Copy out all the lines where "full" shows up.

________________________________________

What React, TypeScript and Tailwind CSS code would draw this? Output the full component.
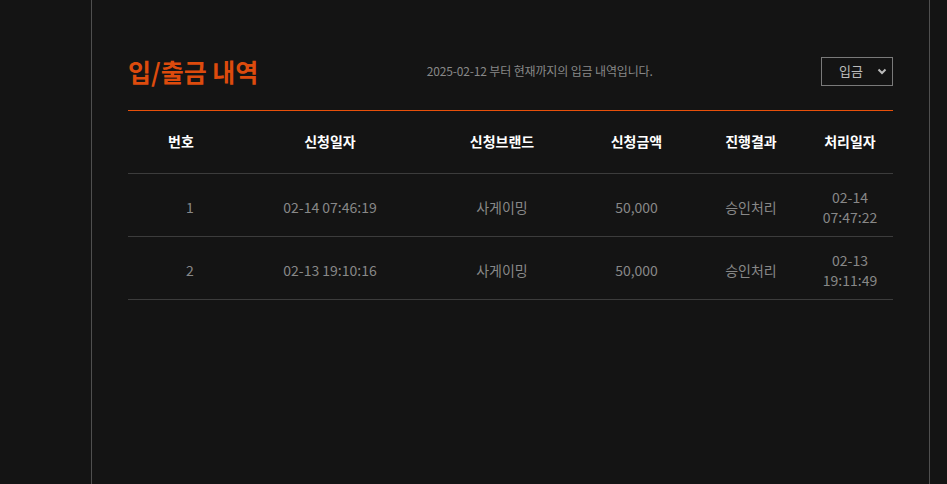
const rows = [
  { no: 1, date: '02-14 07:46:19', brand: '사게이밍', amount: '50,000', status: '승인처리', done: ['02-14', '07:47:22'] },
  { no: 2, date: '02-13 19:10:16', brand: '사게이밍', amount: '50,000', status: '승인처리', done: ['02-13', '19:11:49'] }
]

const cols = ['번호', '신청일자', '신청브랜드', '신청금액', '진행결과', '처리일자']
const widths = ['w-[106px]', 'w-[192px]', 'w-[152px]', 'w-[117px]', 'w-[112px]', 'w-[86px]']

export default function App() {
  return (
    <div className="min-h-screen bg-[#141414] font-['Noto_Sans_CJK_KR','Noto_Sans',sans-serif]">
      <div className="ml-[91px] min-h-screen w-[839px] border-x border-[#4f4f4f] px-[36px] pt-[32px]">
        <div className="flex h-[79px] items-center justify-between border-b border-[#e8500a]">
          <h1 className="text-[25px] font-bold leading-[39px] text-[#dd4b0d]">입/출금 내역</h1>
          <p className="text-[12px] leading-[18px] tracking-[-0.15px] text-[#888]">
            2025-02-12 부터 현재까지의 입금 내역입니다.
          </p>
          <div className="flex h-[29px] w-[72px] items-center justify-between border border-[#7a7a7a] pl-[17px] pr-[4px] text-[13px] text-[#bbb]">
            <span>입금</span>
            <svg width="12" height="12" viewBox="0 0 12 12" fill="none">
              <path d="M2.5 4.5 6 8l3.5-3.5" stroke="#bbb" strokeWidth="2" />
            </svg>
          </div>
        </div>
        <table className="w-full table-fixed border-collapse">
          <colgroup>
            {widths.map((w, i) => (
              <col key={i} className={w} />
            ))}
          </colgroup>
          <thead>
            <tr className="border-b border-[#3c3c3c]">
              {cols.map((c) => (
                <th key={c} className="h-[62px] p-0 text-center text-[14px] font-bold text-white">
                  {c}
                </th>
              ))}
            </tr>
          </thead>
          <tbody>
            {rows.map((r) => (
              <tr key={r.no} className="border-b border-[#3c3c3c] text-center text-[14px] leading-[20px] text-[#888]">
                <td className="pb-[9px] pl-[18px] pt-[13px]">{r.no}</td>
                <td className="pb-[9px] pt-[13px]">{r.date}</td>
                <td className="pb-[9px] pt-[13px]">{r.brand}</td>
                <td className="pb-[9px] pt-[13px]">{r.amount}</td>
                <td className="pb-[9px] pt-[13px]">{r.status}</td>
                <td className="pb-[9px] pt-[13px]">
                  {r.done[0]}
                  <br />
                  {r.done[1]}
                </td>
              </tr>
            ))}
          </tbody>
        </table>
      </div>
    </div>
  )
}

________________________________________

(Response to this task)
What React, TypeScript and Tailwind CSS code would draw this? Output the full component.
        <table className="w-full table-fixed border-collapse">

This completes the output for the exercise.